When French resident Roman Polanski sued Vanity Fair for reporting a story that he tried to seduce a young actress on the way to the funeral for his slain wife, Sharon Tate, he tried his case in England and not France because England’s libel laws require the publisher to prove that their information is true. Polanski won the case.
It’s more surprising to read the response of Tour de France director, Jean-Marie Leblanc: “… these are no longer rumors or insinuations, these are proven scientific facts.” Without an A sample of Armstrong’s blood and lab verification that the sample belongs to Armstrong ( the French anti-doping lab has refused to do this), the testing standards of the World Anti-Doping Agency have not been upheld and the result is not scientifically proven.
More than surprising, and even shocking, is the comment by Dick Pound, head of the World Anti-Doping Agency (and an American). He’s not sure an A sample is necessary. “You can count on the fingers of one hand the times a B sample has not confirmed the result of the A sample,” Pound said.
He may be expressing the cynicism Americans now feel after ten years of lies about steroid use by professional and amateur athletes. Year after year, baseball players blew up till they looked like the Michelin man and attributed their new body to dietary changes or working out with their wife’s trainer. The Balco scandal opened our eyes but still left questions – who was doing what and when? Jose Canseco’s book, Juiced, answered our questions but how much of it could we believe? Then came Rafael Palmeiro’s positive test for steroids and that was it. We thought baseball players might have been cheatin’ and lyin’ but we weren’t sure and we didn’t want to believe it.

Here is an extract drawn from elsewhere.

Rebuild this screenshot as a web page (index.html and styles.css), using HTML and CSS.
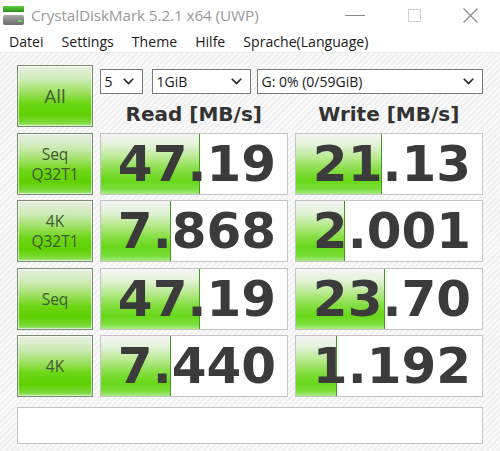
FILE: index.html
```html
<!DOCTYPE html>
<html>
<head>
<meta charset="utf-8">
<link rel="stylesheet" href="styles.css">
</head>
<body>
<div class="window">
  <div class="titlebar">
    <svg class="app-icon" width="22" height="22" viewBox="0 0 22 22">
      <defs>
        <linearGradient id="gtop" x1="0" y1="0" x2="0" y2="1">
          <stop offset="0" stop-color="#5fcf3a"/>
          <stop offset="1" stop-color="#2e8f1e"/>
        </linearGradient>
        <linearGradient id="gbody" x1="0" y1="0" x2="0" y2="1">
          <stop offset="0" stop-color="#a8a8a8"/>
          <stop offset="1" stop-color="#6a6a6a"/>
        </linearGradient>
      </defs>
      <rect x="0" y="1" width="21" height="6" fill="url(#gtop)"/>
      <rect x="0" y="10" width="21" height="10" rx="2" fill="url(#gbody)"/>
      <rect x="15" y="15" width="4" height="2" fill="#5ee04a"/>
    </svg>
    <span class="title">CrystalDiskMark 5.2.1 x64 (UWP)</span>
    <div class="win-controls">
      <span class="wc wc-min"><svg width="20" height="12" viewBox="0 0 20 12"><line x1="0" y1="6.5" x2="20" y2="6.5" stroke="#8a8a8a" stroke-width="1"/></svg></span>
      <span class="wc wc-max"><svg width="13" height="13" viewBox="0 0 13 13"><rect x="0.5" y="0.5" width="12" height="12" fill="none" stroke="#d0d0d0" stroke-width="1"/></svg></span>
      <span class="wc wc-close"><svg width="15" height="15" viewBox="0 0 15 15"><path d="M0.5 0.5 L14.5 14.5 M14.5 0.5 L0.5 14.5" stroke="#8a8a8a" stroke-width="1.1" fill="none"/></svg></span>
    </div>
  </div>
  <div class="menubar">
    <span class="menu-item">Datei</span>
    <span class="menu-item">Settings</span>
    <span class="menu-item">Theme</span>
    <span class="menu-item">Hilfe</span>
    <span class="menu-item">Sprache(Language)</span>
  </div>
  <div class="main">
    <div class="grid">
      <div class="btn btn-all">All</div>
      <div class="controls">
        <div class="selects">
          <div class="select sel-count"><span>5</span><svg class="chev" width="11" height="7" viewBox="0 0 11 7"><path d="M0.8 0.8 L5.5 5.5 L10.2 0.8" stroke="#222" stroke-width="1.6" fill="none"/></svg></div>
          <div class="select sel-size"><span>1GiB</span><svg class="chev" width="11" height="7" viewBox="0 0 11 7"><path d="M0.8 0.8 L5.5 5.5 L10.2 0.8" stroke="#222" stroke-width="1.6" fill="none"/></svg></div>
          <div class="select sel-drive"><span>G: 0% (0/59GiB)</span><svg class="chev" width="11" height="7" viewBox="0 0 11 7"><path d="M0.8 0.8 L5.5 5.5 L10.2 0.8" stroke="#222" stroke-width="1.6" fill="none"/></svg></div>
        </div>
        <div class="heads">
          <div class="head">Read [MB/s]</div>
          <div class="head">Write [MB/s]</div>
        </div>
      </div>

      <div class="btn"><span>Seq</span><span>Q32T1</span></div>
      <div class="value"><div class="bar" style="width:99px"></div><span class="num">47.19</span></div>
      <div class="value"><div class="bar" style="width:86px"></div><span class="num">21.13</span></div>

      <div class="btn"><span>4K</span><span>Q32T1</span></div>
      <div class="value"><div class="bar" style="width:70px"></div><span class="num">7.868</span></div>
      <div class="value"><div class="bar" style="width:49px"></div><span class="num">2.001</span></div>

      <div class="btn"><span>Seq</span></div>
      <div class="value"><div class="bar" style="width:99px"></div><span class="num">47.19</span></div>
      <div class="value"><div class="bar" style="width:89px"></div><span class="num">23.70</span></div>

      <div class="btn"><span>4K</span></div>
      <div class="value"><div class="bar" style="width:70px"></div><span class="num">7.440</span></div>
      <div class="value"><div class="bar" style="width:41px"></div><span class="num">1.192</span></div>
    </div>
    <div class="comment"></div>
  </div>
</div>
</body>
</html>
```

FILE: styles.css
```css
html, body {
  margin: 0;
  padding: 0;
}
body {
  width: 500px;
  height: 451px;
  overflow: hidden;
  background: #ffffff;
}
.window {
  width: 500px;
  height: 451px;
  display: flex;
  flex-direction: column;
}
.titlebar {
  height: 30px;
  display: flex;
  align-items: center;
  background: #ffffff;
}
.app-icon {
  margin-left: 3px;
  margin-right: 6px;
  margin-top: 1px;
}
.title {
  font-family: "Open Sans", "Noto Sans", sans-serif;
  font-size: 15.3px;
  color: #9a9a9a;
  letter-spacing: -0.1px;
}
.win-controls {
  margin-left: auto;
  display: flex;
  align-items: center;
  height: 30px;
}
.wc {
  display: flex;
  align-items: center;
  justify-content: center;
}
.wc-min {
  width: 20px;
  margin-right: 43px;
}
.wc-max {
  width: 13px;
  margin-right: 42px;
}
.wc-close {
  width: 15px;
  margin-right: 22px;
}
.menubar {
  height: 22px;
  display: flex;
  align-items: center;
  gap: 18px;
  padding-left: 9px;
  background: #ffffff;
  border-bottom: 1px solid #ececec;
  font-family: "Open Sans", "Noto Sans", sans-serif;
  font-size: 14.1px;
  color: #1a1a1a;
}
.main {
  flex: 1;
  background-color: #f4f4f4;
  background-image: repeating-linear-gradient(135deg, #f1f1f1 0px, #f1f1f1 2px, #fafafa 2px, #fafafa 4px);
  padding: 12px 17px 0 17px;
}
.grid {
  display: grid;
  grid-template-columns: 76px 1fr 1fr;
  grid-template-rows: 62px 62px 62px 62px 62px;
  column-gap: 6.5px;
  row-gap: 5.5px;
}
.btn {
  box-sizing: border-box;
  border: 1px solid #7d8a78;
  box-shadow: inset 0 0 0 1px rgba(255,255,255,0.55);
  background: linear-gradient(to bottom, #e8efe2 0%, #cdebb6 22%, #9be05c 45%, #6cd614 62%, #5fd000 80%, #7ada38 94%, #a8e880 100%);
  display: flex;
  flex-direction: column;
  align-items: center;
  justify-content: center;
  font-family: "Open Sans", "Noto Sans", sans-serif;
  font-size: 15.5px;
  line-height: 20px;
  color: #415834;
}
.btn-all {
  font-size: 19px;
}
.controls {
  grid-column: 2 / 4;
  display: flex;
  flex-direction: column;
}
.selects {
  display: flex;
  margin-top: 4px;
  height: 25px;
}
.select {
  box-sizing: border-box;
  height: 25px;
  border: 1px solid #7a7a7a;
  background: #ffffff;
  display: flex;
  align-items: center;
  justify-content: space-between;
  padding: 0 8px 0 4px;
  font-family: "Open Sans", "Noto Sans", sans-serif;
  font-size: 14px;
  color: #1a1a1a;
}
.sel-count {
  width: 43px;
  margin-right: 9px;
}
.sel-size {
  width: 99px;
  margin-right: 6px;
}
.sel-drive {
  flex: 1;
}
.heads {
  flex: 1;
  display: grid;
  grid-template-columns: 1fr 1fr;
  column-gap: 6.5px;
  align-items: center;
}
.head {
  text-align: center;
  font-family: "DejaVu Sans", sans-serif;
  font-weight: bold;
  font-size: 20px;
  color: #333333;
  padding-top: 6px;
}
.value {
  position: relative;
  box-sizing: border-box;
  border: 1px solid #c4c4c4;
  background: #ffffff;
  display: flex;
  align-items: center;
  justify-content: flex-end;
  padding-right: 11px;
  overflow: hidden;
}
.bar {
  position: absolute;
  left: 0;
  top: 0;
  bottom: 0;
  box-sizing: border-box;
  border-right: 1px solid #3f9a1e;
  background: linear-gradient(to bottom, #f4f4f4 0%, #e4f2da 18%, #b8ea8e 40%, #86de44 60%, #68d818 78%, #7ade3c 92%, #aaeb84 100%);
}
.num {
  position: relative;
  font-family: "DejaVu Sans", sans-serif;
  font-weight: bold;
  font-size: 50px;
  line-height: 50px;
  color: #3b3b3b;
}
.comment {
  box-sizing: border-box;
  margin-top: 10px;
  height: 37px;
  border: 1px solid #c4c4c4;
  background: #ffffff;
}
```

Now we had no choice.
Palmeiro’s positive test result was like finding out that your lover is cheating on you. You’re not only deeply wounded but you’re ashamed that you didn’t see it and you don’t believe it when your lover says that it was just a fling.
Palmeiro and his brethren wanted to protect their careers until after the Hall of Fame ballots were cast. Palmeiro is one of only twenty-six players in the history of baseball to hit over five hundred home runs and get three thousand hits. Admitting to steroid use would have been the same as erasing his numbers over night.
Baseball players may have been reflecting America’s attitude towards winning at all costs or they might have been shaping it when they testified in front of congress that they never used steroids. Either way, Palmeiro’s positive test result was like finding out that your lover is cheating on you. You’re not only deeply wounded but you’re ashamed that you didn’t see it and you don’t believe it when your lover says that it was just a fling. We want to believe in our sports heroes but we’re not sure we can.
We’re not sure it’s possible for a man to recover from an aggressive form of cancer then go out and ride up and down impossibly steep mountains faster than any other cyclist on the planet without using illegal performance enhancing substances. And that’s very sad.
[Correction: Dick Pound is a Canadian, for some reason I was confusing him with Dick Button the former Olympic skater and television analyst. There are a few similarities, they were both Olympic athletes and they both have law degrees, but that’s about it.]